You cannot hold a state sponsor of terror such as Iran accountable when you are rushing to do business deals to enrich it. It is dangerous and will eventually lead to only more acts of terror and more chaos across the world.
The rise is terror is only matched by the abhorrent level of human rights abuses being committed by the Iranian regime as well.
Perviz Khazaii, former Ambassador of Iran in Sweden and Norway and the representative of the National Council of Resistance of Iran in Nordic countries, penned an editorial in The Diplomat highlighting these abuses.
“Violent punishments are not confined to Iran’s prisons, either. For instance, in October 2014, gangs affiliated with the regime carried out acid attacks on at least 25 Iranian women and girls who were regarded as being improperly veiled or otherwise in violation of religious norms,” he said.
“This sort of enforcement of the regime’s ruling ideology has also motivated a massive, ongoing crackdown on activists, writers, bloggers, and artists. This has helped Iran to secure its title as the largest jailer of journalists in the Middle East,” he added. “In short, the human rights situation is deteriorating at a fast pace.”
- Matthew McInnis, a resident fellow at the American Enterprise Institute, also examined how Iran’s involvement in these conflicts has fueled the rise in sectarian violence as the mullahs seek to solidify a Shia sphere of influence for themselves in Syria and Iraq in an editorial in the National Interest.

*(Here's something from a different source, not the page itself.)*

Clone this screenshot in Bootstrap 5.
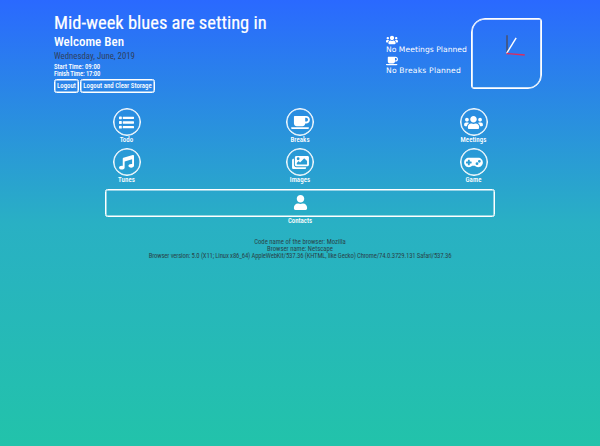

“Tehran’s most frequent foreign-policy blind spot remains underestimating the degree to which its aggressive regional activities spur sectarian and ethnic backlash. If it can avoid triggering further Sunni radicalization, an internal Shia civil war, and the potential breakup of the country, however, the Islamic Republic is likely in good shape to continue its ‘Iranianization’ of Iraqi security and political structures,” McInnis writes.
The world should stop enabling the regime and hold it accountable for the spread of terrors motivated by Islamic extremism.